Records with interface code:
══════════════════════════════

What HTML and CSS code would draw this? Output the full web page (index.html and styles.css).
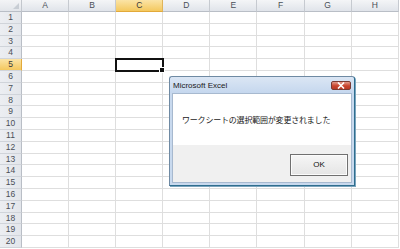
FILE: index.html
```html
<!DOCTYPE html>
<html lang="ja">
<head>
<meta charset="utf-8">
<link rel="stylesheet" href="styles.css">
</head>
<body>
<div class="sheet">
  <div class="corner"><span class="tri"></span></div>
  <div class="ch">A</div><div class="ch">B</div><div class="ch sel">C</div><div class="ch">D</div><div class="ch">E</div><div class="ch">F</div><div class="ch">G</div><div class="ch">H</div>
</div>
<div class="dialog">
  <div class="titlebar">
    <span class="title">Microsoft Excel</span>
    <span class="close"><svg width="8" height="7" viewBox="0 0 8 7"><path d="M1 0.5 L7 6.5 M7 0.5 L1 6.5" stroke="#fff" stroke-width="1.6"/></svg></span>
  </div>
  <div class="frame">
    <div class="msg">ワークシートの選択範囲が変更されました</div>
    <div class="footer"><div class="ok">OK</div></div>
  </div>
</div>
<script src="grid.js"></script>
</body>
</html>
```
FILE: grid.js
```js
(function(){
  var s=document.querySelector('.sheet');
  for(var r=1;r<=20;r++){
    var h=document.createElement('div');
    h.className='rh'+(r===5?' sel':'');
    h.textContent=r;
    s.appendChild(h);
    for(var c=0;c<8;c++){
      var d=document.createElement('div');
      d.className='cell'+(r===5&&c===2?' active':'');
      if(r===5&&c===2){var f=document.createElement('span');f.className='handle';d.appendChild(f);}
      s.appendChild(d);
    }
  }
})();
```
FILE: styles.css
```css
html,body{margin:0;padding:0;background:#fff;overflow:hidden;}
body{width:400px;height:249px;position:relative;font-family:"Liberation Sans",Arial,sans-serif;}
.sheet{display:grid;grid-template-columns:22px repeat(8,47.1px);grid-template-rows:12px repeat(20,11.8px);}
.corner{background:linear-gradient(#f3f4f6,#e2e5ea);border-right:1px solid #c3c7cd;border-bottom:1px solid #b9bec6;box-sizing:border-box;position:relative;}
.tri{position:absolute;right:2px;bottom:2px;width:0;height:0;border-left:6px solid transparent;border-bottom:6px solid #c8cdd4;}
.ch{background:linear-gradient(#f4f5f7,#e0e4ea);border-right:1px solid #c6cad0;border-bottom:1px solid #b9bec6;box-sizing:border-box;font-size:8.5px;color:#4a4f57;text-align:center;line-height:11px;}
.ch.sel{background:linear-gradient(#fbe4a6,#f4c85e);border-bottom:1px solid #e2a93a;border-right:1px solid #e0b45a;color:#3a3a3a;}
.rh{background:linear-gradient(90deg,#eceef2,#e3e6eb);border-right:1px solid #b9bec6;border-bottom:1px solid #d0d4da;box-sizing:border-box;font-size:8.5px;color:#4a4f57;text-align:center;line-height:11px;}
.rh.sel{background:linear-gradient(#fbe4a6,#f4c85e);border-right:1px solid #e2a93a;color:#3a3a3a;}
.cell{border-right:1px solid #dedede;border-bottom:1px solid #dedede;box-sizing:border-box;background:#fff;}
.cell.active{outline:2px solid #111;outline-offset:-1px;position:relative;z-index:1;}
.handle{position:absolute;right:-3px;bottom:-3px;width:4px;height:4px;background:#111;border:1px solid #fff;}
.dialog{position:absolute;left:169px;top:76px;width:186px;height:110px;box-sizing:border-box;border:1px solid #6f8aa3;border-right-color:#2e6e8e;border-bottom-color:#2e6e8e;border-radius:3px 3px 0 0;background:#c8d9ee;display:flex;flex-direction:column;z-index:5;box-shadow:1px 1px 0 #7aa3bd;}
.titlebar{height:16px;display:flex;align-items:center;justify-content:space-between;padding:0 3px 0 3px;background:linear-gradient(#dbe6f4,#c5d7ee);border-radius:3px 3px 0 0;}
.title{font-size:8px;color:#1b1b1b;}
.close{width:20px;height:9px;box-sizing:border-box;background:linear-gradient(#e49a8a,#c9452f 55%,#b93a25);border:1px solid #7b3b33;border-radius:2px;display:flex;align-items:center;justify-content:center;}
.close svg{display:block;}
.frame{flex:1;margin:0 2px 2px 2px;border:1px solid #a7b9cf;display:flex;flex-direction:column;background:#fff;}
.msg{height:51px;font-family:"Noto Sans CJK JP","Noto Sans",sans-serif;font-size:8px;color:#1a1a1a;padding-left:9px;line-height:52px;letter-spacing:-0.2px;background:#fff;}
.footer{flex:1;background:#f0f0f0;display:flex;justify-content:flex-end;align-items:flex-start;padding:9px 3px 0 0;}
.ok{width:58px;height:22px;box-sizing:border-box;border:1px solid #707070;background:linear-gradient(#f6f6f6,#e5e5e5);box-shadow:inset 0 0 0 1px #fcfcfc;font-size:8px;color:#111;text-align:center;line-height:20px;}
```
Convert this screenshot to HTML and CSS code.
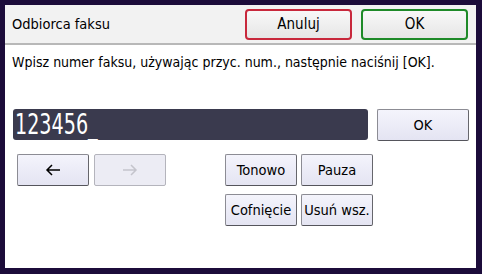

══════════════════════════════

What you are asked to do: Leave images out of the retyped records; keep all else exact.

Response to the task:
What HTML and CSS code would draw this? Output the full web page (index.html and styles.css).
FILE: index.html
```html
<!DOCTYPE html>
<html lang="ja">
<head>
<meta charset="utf-8">
<link rel="stylesheet" href="styles.css">
</head>
<body>
<div class="sheet">
  <div class="corner"><span class="tri"></span></div>
  <div class="ch">A</div><div class="ch">B</div><div class="ch sel">C</div><div class="ch">D</div><div class="ch">E</div><div class="ch">F</div><div class="ch">G</div><div class="ch">H</div>
</div>
<div class="dialog">
  <div class="titlebar">
    <span class="title">Microsoft Excel</span>
    <span class="close"><svg width="8" height="7" viewBox="0 0 8 7"><path d="M1 0.5 L7 6.5 M7 0.5 L1 6.5" stroke="#fff" stroke-width="1.6"/></svg></span>
  </div>
  <div class="frame">
    <div class="msg">ワークシートの選択範囲が変更されました</div>
    <div class="footer"><div class="ok">OK</div></div>
  </div>
</div>
<script src="grid.js"></script>
</body>
</html>
```
FILE: grid.js
```js
(function(){
  var s=document.querySelector('.sheet');
  for(var r=1;r<=20;r++){
    var h=document.createElement('div');
    h.className='rh'+(r===5?' sel':'');
    h.textContent=r;
    s.appendChild(h);
    for(var c=0;c<8;c++){
      var d=document.createElement('div');
      d.className='cell'+(r===5&&c===2?' active':'');
      if(r===5&&c===2){var f=document.createElement('span');f.className='handle';d.appendChild(f);}
      s.appendChild(d);
    }
  }
})();
```
FILE: styles.css
```css
html,body{margin:0;padding:0;background:#fff;overflow:hidden;}
body{width:400px;height:249px;position:relative;font-family:"Liberation Sans",Arial,sans-serif;}
.sheet{display:grid;grid-template-columns:22px repeat(8,47.1px);grid-template-rows:12px repeat(20,11.8px);}
.corner{background:linear-gradient(#f3f4f6,#e2e5ea);border-right:1px solid #c3c7cd;border-bottom:1px solid #b9bec6;box-sizing:border-box;position:relative;}
.tri{position:absolute;right:2px;bottom:2px;width:0;height:0;border-left:6px solid transparent;border-bottom:6px solid #c8cdd4;}
.ch{background:linear-gradient(#f4f5f7,#e0e4ea);border-right:1px solid #c6cad0;border-bottom:1px solid #b9bec6;box-sizing:border-box;font-size:8.5px;color:#4a4f57;text-align:center;line-height:11px;}
.ch.sel{background:linear-gradient(#fbe4a6,#f4c85e);border-bottom:1px solid #e2a93a;border-right:1px solid #e0b45a;color:#3a3a3a;}
.rh{background:linear-gradient(90deg,#eceef2,#e3e6eb);border-right:1px solid #b9bec6;border-bottom:1px solid #d0d4da;box-sizing:border-box;font-size:8.5px;color:#4a4f57;text-align:center;line-height:11px;}
.rh.sel{background:linear-gradient(#fbe4a6,#f4c85e);border-right:1px solid #e2a93a;color:#3a3a3a;}
.cell{border-right:1px solid #dedede;border-bottom:1px solid #dedede;box-sizing:border-box;background:#fff;}
.cell.active{outline:2px solid #111;outline-offset:-1px;position:relative;z-index:1;}
.handle{position:absolute;right:-3px;bottom:-3px;width:4px;height:4px;background:#111;border:1px solid #fff;}
.dialog{position:absolute;left:169px;top:76px;width:186px;height:110px;box-sizing:border-box;border:1px solid #6f8aa3;border-right-color:#2e6e8e;border-bottom-color:#2e6e8e;border-radius:3px 3px 0 0;background:#c8d9ee;display:flex;flex-direction:column;z-index:5;box-shadow:1px 1px 0 #7aa3bd;}
.titlebar{height:16px;display:flex;align-items:center;justify-content:space-between;padding:0 3px 0 3px;background:linear-gradient(#dbe6f4,#c5d7ee);border-radius:3px 3px 0 0;}
.title{font-size:8px;color:#1b1b1b;}
.close{width:20px;height:9px;box-sizing:border-box;background:linear-gradient(#e49a8a,#c9452f 55%,#b93a25);border:1px solid #7b3b33;border-radius:2px;display:flex;align-items:center;justify-content:center;}
.close svg{display:block;}
.frame{flex:1;margin:0 2px 2px 2px;border:1px solid #a7b9cf;display:flex;flex-direction:column;background:#fff;}
.msg{height:51px;font-family:"Noto Sans CJK JP","Noto Sans",sans-serif;font-size:8px;color:#1a1a1a;padding-left:9px;line-height:52px;letter-spacing:-0.2px;background:#fff;}
.footer{flex:1;background:#f0f0f0;display:flex;justify-content:flex-end;align-items:flex-start;padding:9px 3px 0 0;}
.ok{width:58px;height:22px;box-sizing:border-box;border:1px solid #707070;background:linear-gradient(#f6f6f6,#e5e5e5);box-shadow:inset 0 0 0 1px #fcfcfc;font-size:8px;color:#111;text-align:center;line-height:20px;}
```
Convert this screenshot to HTML and CSS code.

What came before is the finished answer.